The mistakes most families make
Overweighting ATAR rankings. Published ATAR rankings tell you more about the socio-economic profile of a school's intake than about the quality of its teaching. A school ranked tenth may be a better educational proposition than one ranked third, depending on your child.
Choosing the school you attended yourself. Your school experience happened in a different era, under different leadership, with a different culture. What the school was twenty years ago and what it is today may be meaningfully different.
Choosing based on a single impressive feature. "They have the best swimming pool in Queensland" is not sufficient grounds for a six-year commitment. Facilities matter, but they are not the primary variable.

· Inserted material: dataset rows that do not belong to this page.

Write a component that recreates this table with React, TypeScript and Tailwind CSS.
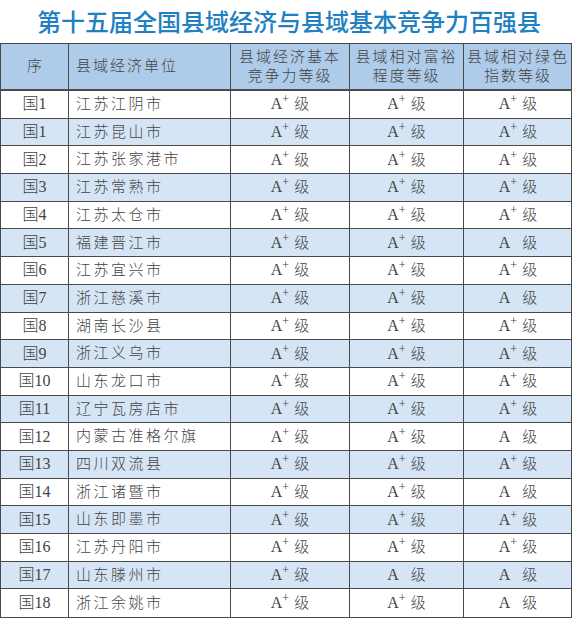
const rows: [string, string, boolean, boolean, boolean][] = [
  ["国1", "江苏江阴市", true, true, true],
  ["国1", "江苏昆山市", true, true, true],
  ["国2", "江苏张家港市", true, true, true],
  ["国3", "江苏常熟市", true, true, true],
  ["国4", "江苏太仓市", true, true, true],
  ["国5", "福建晋江市", true, true, false],
  ["国6", "江苏宜兴市", true, true, true],
  ["国7", "浙江慈溪市", true, true, false],
  ["国8", "湖南长沙县", true, true, true],
  ["国9", "浙江义乌市", true, true, true],
  ["国10", "山东龙口市", true, true, true],
  ["国11", "辽宁瓦房店市", true, true, true],
  ["国12", "内蒙古准格尔旗", true, true, false],
  ["国13", "四川双流县", true, true, true],
  ["国14", "浙江诸暨市", true, true, false],
  ["国15", "山东即墨市", true, true, true],
  ["国16", "江苏丹阳市", true, true, true],
  ["国17", "山东滕州市", true, false, false],
  ["国18", "浙江余姚市", true, true, false],
];

function Grade({ plus }: { plus: boolean }) {
  return (
    <span className="inline-flex items-baseline">
      <span className="text-[16px]">A</span>
      <span className="inline-block w-[12px] text-left text-[12px] relative -top-[6px]">
        {plus ? "+" : ""}
      </span>
      <span>级</span>
    </span>
  );
}

const cols = "grid grid-cols-[68px_162px_119px_114px_108px]";

export default function App() {
  return (
    <div
      className="w-[573px] h-[619px] bg-white overflow-hidden"
      style={{ fontFamily: '"Liberation Serif", "Noto Sans CJK SC", serif' }}
    >
      <h1
        className="h-[43px] pt-[7px] pl-[37px] text-[24px] leading-[28px] font-medium text-[#2180c2]"
        style={{ fontFamily: '"Noto Sans CJK SC", sans-serif' }}
      >
        第十五届全国县域经济与县域基本竞争力百强县
      </h1>
      <div className="w-[572px] border border-[#4a4a4a] text-[#444444] text-[15px] font-light">
        <div className={`${cols} h-[47px] bg-[#aecbe9] border-b-2 border-[#4a4a4a] leading-[19px]`}>
          <div className="flex items-center justify-center border-r border-[#4a4a4a]">序</div>
          <div className="flex items-center pl-[7px] tracking-[2px] border-r border-[#4a4a4a]">县域经济单位</div>
          <div className="flex items-center justify-center text-center tracking-[2px] border-r border-[#4a4a4a]">
            县域经济基本<br />竞争力等级
          </div>
          <div className="flex items-center justify-center text-center tracking-[2px] border-r border-[#4a4a4a]">
            县域相对富裕<br />程度等级
          </div>
          <div className="flex items-center justify-center text-center tracking-[2px]">
            县域相对绿色<br />指数等级
          </div>
        </div>
        {rows.map(([no, name, a, b, c], i) => (
          <div
            key={i}
            className={`${cols} h-[27.7px] ${i % 2 === 1 ? "bg-[#d5e5f5]" : "bg-white"} ${
              i < rows.length - 1 ? "border-b border-[#4a4a4a]" : ""
            }`}
          >
            <div className="flex items-center justify-center border-r border-[#4a4a4a] text-[16px]">{no}</div>
            <div className="flex items-center pl-[7px] tracking-[2.5px] border-r border-[#4a4a4a]">{name}</div>
            <div className="flex items-center justify-center border-r border-[#4a4a4a]">
              <Grade plus={a} />
            </div>
            <div className="flex items-center justify-center border-r border-[#4a4a4a]">
              <Grade plus={b} />
            </div>
            <div className="flex items-center justify-center">
              <Grade plus={c} />
            </div>
          </div>
        ))}
      </div>
    </div>
  );
}
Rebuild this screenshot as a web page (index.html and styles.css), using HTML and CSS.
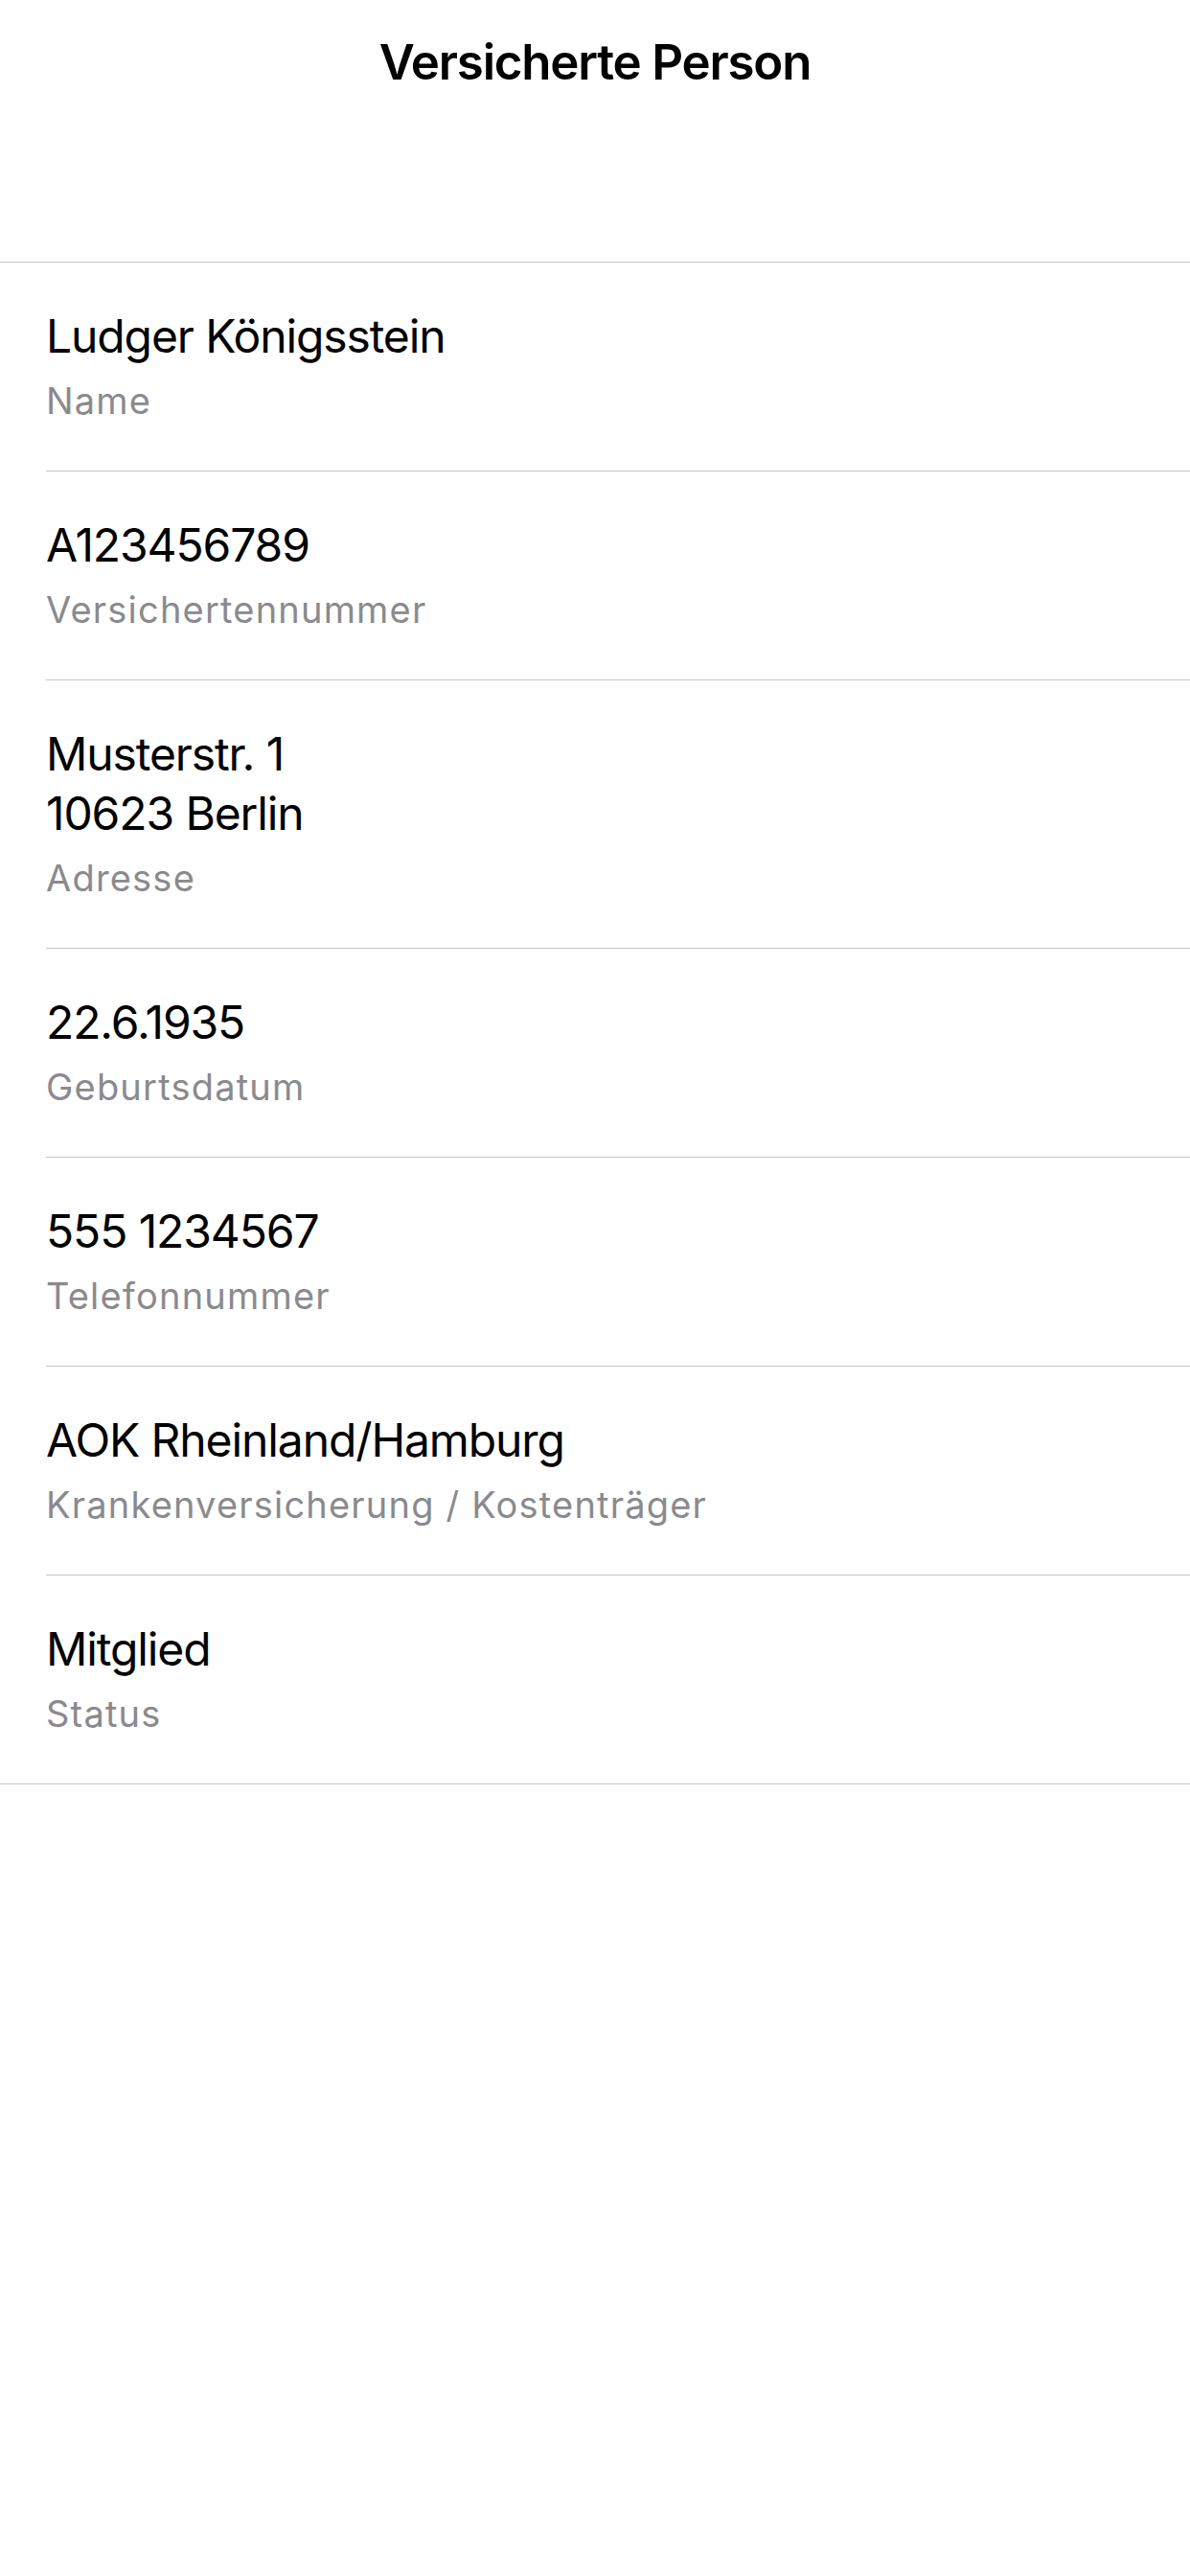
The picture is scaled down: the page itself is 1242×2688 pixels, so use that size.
FILE: index.html
```html
<!DOCTYPE html>
<html lang="de">
<head>
<meta charset="utf-8">
<title>Versicherte Person</title>
<link rel="stylesheet" href="styles.css">
</head>
<body>
<header class="nav">
  <h1 class="nav-title">Versicherte Person</h1>
</header>
<ul class="list">
  <li class="row"><div class="row-inner"><div class="value">Ludger Königsstein</div><div class="label">Name</div></div></li>
  <li class="row"><div class="row-inner"><div class="value">A123456789</div><div class="label">Versichertennummer</div></div></li>
  <li class="row"><div class="row-inner"><div class="value">Musterstr. 1<br>10623 Berlin</div><div class="label">Adresse</div></div></li>
  <li class="row"><div class="row-inner"><div class="value">22.6.1935</div><div class="label">Geburtsdatum</div></div></li>
  <li class="row"><div class="row-inner"><div class="value">555 1234567</div><div class="label">Telefonnummer</div></div></li>
  <li class="row"><div class="row-inner"><div class="value">AOK Rheinland/Hamburg</div><div class="label">Krankenversicherung / Kostenträger</div></div></li>
  <li class="row"><div class="row-inner"><div class="value">Mitglied</div><div class="label">Status</div></div></li>
</ul>
</body>
</html>
```

FILE: styles.css
```css
* { box-sizing: border-box; }
html, body {
  margin: 0;
  padding: 0;
  background: #ffffff;
}
body {
  width: 1242px;
  min-height: 2688px;
  font-family: Inter, "Noto Sans", "Liberation Sans", sans-serif;
  color: #000000;
}
.nav {
  height: 274px;
  padding-top: 34px;
  border-bottom: 1px solid #c6c6c8;
}
.nav-title {
  margin: 0;
  text-align: center;
  font-size: 51px;
  line-height: 61px;
  font-weight: 600;
  letter-spacing: -1.2px;
}
.list {
  list-style: none;
  margin: 0;
  padding: 0;
  border-bottom: 1px solid #c6c6c8;
}
.row {
  padding-left: 48px;
}
.row-inner {
  padding: 46px 0 37px;
  border-bottom: 1px solid #c6c6c8;
}
.row:last-child .row-inner {
  border-bottom: none;
}
.value {
  font-size: 48px;
  line-height: 62px;
  font-weight: 400;
  letter-spacing: -1.1px;
  color: #000000;
}
.label {
  font-size: 38px;
  line-height: 72px;
  letter-spacing: 1.2px;
  color: #8a8a8e;
}
```
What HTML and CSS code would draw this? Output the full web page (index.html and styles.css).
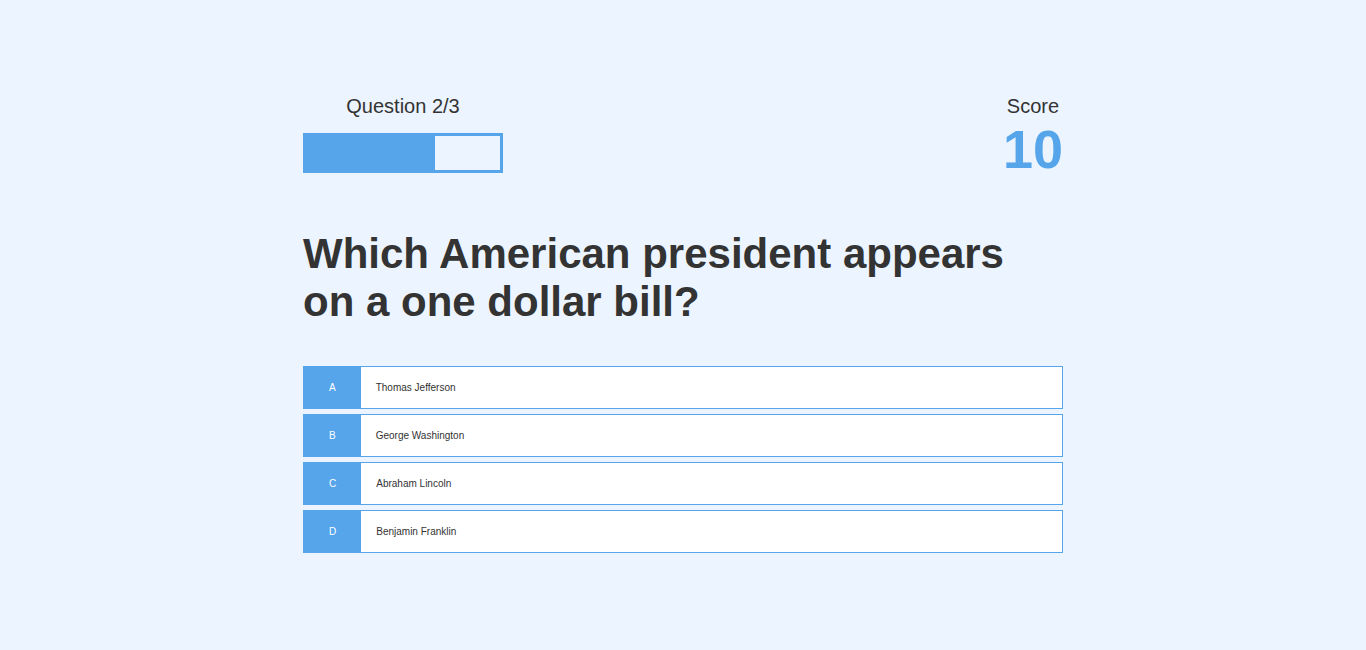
FILE: index.html
```html
<!DOCTYPE html>
<html lang="en">
<head>
<meta charset="utf-8">
<title>Quiz</title>
<link rel="stylesheet" href="styles.css">
</head>
<body>
<div class="container">
  <div class="game">
    <div class="hud">
      <div class="hud-item">
        <p class="hud-prefix">Question 2/3</p>
        <div class="progress-bar">
          <div class="progress-bar-full" style="width: 66.6667%"></div>
        </div>
      </div>
      <div class="hud-item">
        <p class="hud-prefix">Score</p>
        <h1 class="hud-main-text">10</h1>
      </div>
    </div>
    <h2 class="question">Which American president appears on a one dollar bill?</h2>
    <div class="choice-container">
      <p class="choice-prefix">A</p>
      <p class="choice-text">Thomas Jefferson</p>
    </div>
    <div class="choice-container">
      <p class="choice-prefix">B</p>
      <p class="choice-text">George Washington</p>
    </div>
    <div class="choice-container">
      <p class="choice-prefix">C</p>
      <p class="choice-text">Abraham Lincoln</p>
    </div>
    <div class="choice-container">
      <p class="choice-prefix">D</p>
      <p class="choice-text">Benjamin Franklin</p>
    </div>
  </div>
</div>
</body>
</html>
```

FILE: styles.css
```css
* {
  margin: 0;
  padding: 0;
  box-sizing: border-box;
}

html, body {
  height: 100%;
}

body {
  background-color: #ecf5ff;
  color: #333;
  font-family: "Liberation Sans", Arial, sans-serif;
}

.container {
  width: 100%;
  height: 100%;
  max-width: 800px;
  margin: 0 auto;
  padding: 23px 20px 20px;
  display: flex;
  flex-direction: column;
  justify-content: center;
}

.game {
  display: flex;
  flex-direction: column;
  justify-content: center;
}

.hud {
  display: flex;
  justify-content: space-between;
}

.hud-prefix {
  text-align: center;
  font-size: 20px;
  line-height: 23px;
}

.hud-main-text {
  text-align: center;
  font-size: 54px;
  line-height: 62px;
  font-weight: bold;
  color: #56a5eb;
  margin-bottom: 50px;
}

.progress-bar {
  width: 200px;
  height: 40px;
  border: 3px solid #56a5eb;
  margin-top: 15px;
}

.progress-bar-full {
  height: 100%;
  background-color: #56a5eb;
}

.question {
  font-size: 42px;
  line-height: 48px;
  font-weight: bold;
  margin-bottom: 40px;
}

.choice-container {
  display: flex;
  width: 100%;
  margin-bottom: 5px;
  font-size: 10px;
  line-height: 11px;
  border: 1px solid #56a5eb;
  background-color: #fff;
}

.choice-prefix {
  padding: 15px 25px;
  background-color: #56a5eb;
  color: #fff;
}

.choice-text {
  padding: 15px;
  width: 100%;
}
```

Not involving your child. Children who have a voice in their school selection are more bought-in from day one. This doesn't mean the child decides — you decide, as the parent, with full information. But their preferences and anxieties are relevant data.
Leaving it too late. Brisbane's leading private schools receive more applications than they have places. Applications for Year 7 entry typically open in the Year 5 calendar year. Leaving it until Year 6 limits your options.
The question that matters most
After all the data, all the open days, all the comparison tables — the question that cuts through is this:
When I imagine my child on a normal Tuesday in Term 2 of Year 8, at this school, in this environment, with these peers — do I see them flourishing?
Not performing. Not enduring. Flourishing. That is the school.